Warren told Congress on April 23, 1947, that GAO was faced with a "critical situation" because some of its buildings were "not fit for human beings to work in. . . some of them are insanitary and some of them could be classed as firetraps." The Comptroller General said, "We are the agent of Congress, and we now think it is high time that the Congress looks after its child, at least so far as giving us proper housing is concerned." Before taking charge of GAO, Warren represented North Carolina in Congress for eight terms and briefly served as Acting Majority Leader. He and GAO were held in high esteem by legislators and the Comptroller General's pleas found a sympathetic audience in the Congress.
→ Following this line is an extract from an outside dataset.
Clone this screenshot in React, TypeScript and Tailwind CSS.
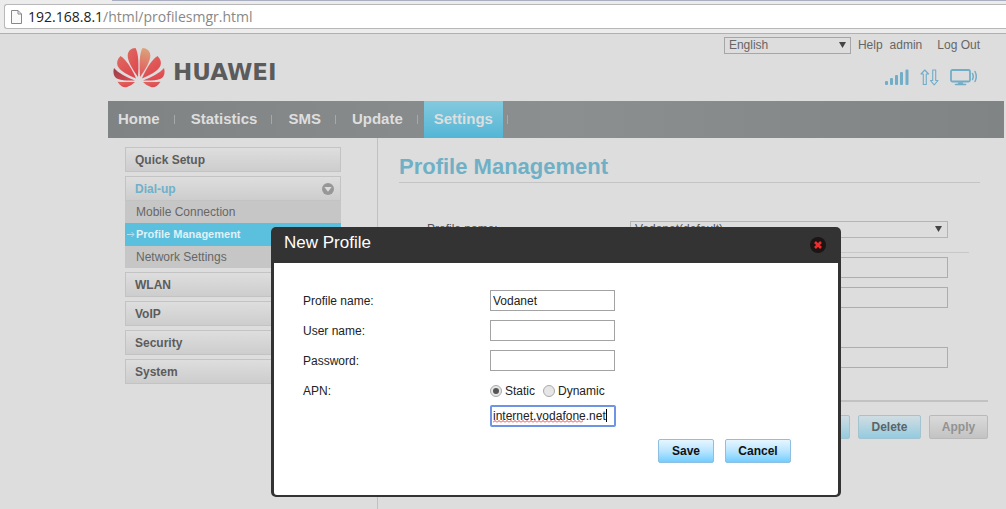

Finally, in 1948, Congress approved $22,850,000 for the construction. President Harry S. Truman signed Public Law 533 on May 18, 1948. The next year Congress passed supplementary legislation increasing the funding to $25,400,000. Authorization for a building represented a significant achievement for GAO. As historian Roger Trask noted in 1996, "By its willingness to give GAO sufficient funding and staff and, ultimately, an imposing new building, Congress signaled its recognition of GAO's contributions and its support for the Office."

Construction site of GAO's headquarters building, ca. 1940
John McShain, Inc., a well-known Philadelphia construction firm, won the contract for building GAO's headquarters. Construction began in 1949 and finished in 1951. Office space in Washington, already tight, again was affected by a military build-up, as the Korean conflict flared up. The General Services Administration (GSA) negotiated a deal with the McShain company that allowed GAO employees to move into sections of the building as they were completed. On September 28, 1950, the Commissioner of the Public Buildings Service (PBS) asked the General Accounting Office to consider temporarily occupying part of the east end of the partially constructed building, thus freeing up some space in the Pension Building for defense needs. As meeting minutes show, GAO’s officials debated whether they should accept. They concluded that it would be best to move into the structure as "actual occupancy would give GAO 'squatters' rights, thereby preventing its being considered for assignment to some other agency."

Although GAO agreed to the first interim move, officials later expressed concern about "habitability and working conditions" in a building still under construction. In April 1951, the Office rebuffed a subsequent request by PBS to move in more employees. GAO’s officials objected because drilling and installation of partitions was to be done during office hours. On May 11, 1951, Assistant Comptroller General Yates informed GAO's executive officer that "no further moves to interim space are to be considered-that is, no moves except to space which the moving unit is scheduled to occupy permanently when the building is wholly completed." He added, "moves of units even to space to be occupied permanently will not be made where work remaining to be completed during working hours will disrupt functioning of the units such as the drilling for and installation of runners for metal partitions."

In the end, PBS worked out a compromise.  Mr. Yates noted that Commissioner [W. E.] Reynolds "advised me . . . that he has arranged with the partition contractor to complete all drilling work and all installation of the partition runners at night. This will leave only the placing of the partitions in the runners during office hours and for such hammering as may be required rubber hammers will be used."

The Comptroller General shared his view of the new headquarters building in a letter sent to all employees. He told them that "in addition to strengthening the Office so that its operations may be conducted with increased economy and efficiency, this consolidation provides a means of renewing old acquaintances and molding us into one big family." He explained that

". . . we were urged to move into our new building several months ahead of the contract completion date due to the critical space situation. Consequently, we have all had to endure many inconveniences and discomforts, some of which might not be remedied until the structure is entirely completed. However, when it is considered that over 1,000,000 square feet of space will have been made available to the National Defense Program months in advance of the scheduled completion date of the building, I feel sure that each of you will take such inconveniences and discomforts in stride. It will not be too long before we can settle down in our permanent quarters and enjoy the many modern facilities that our new home will provide."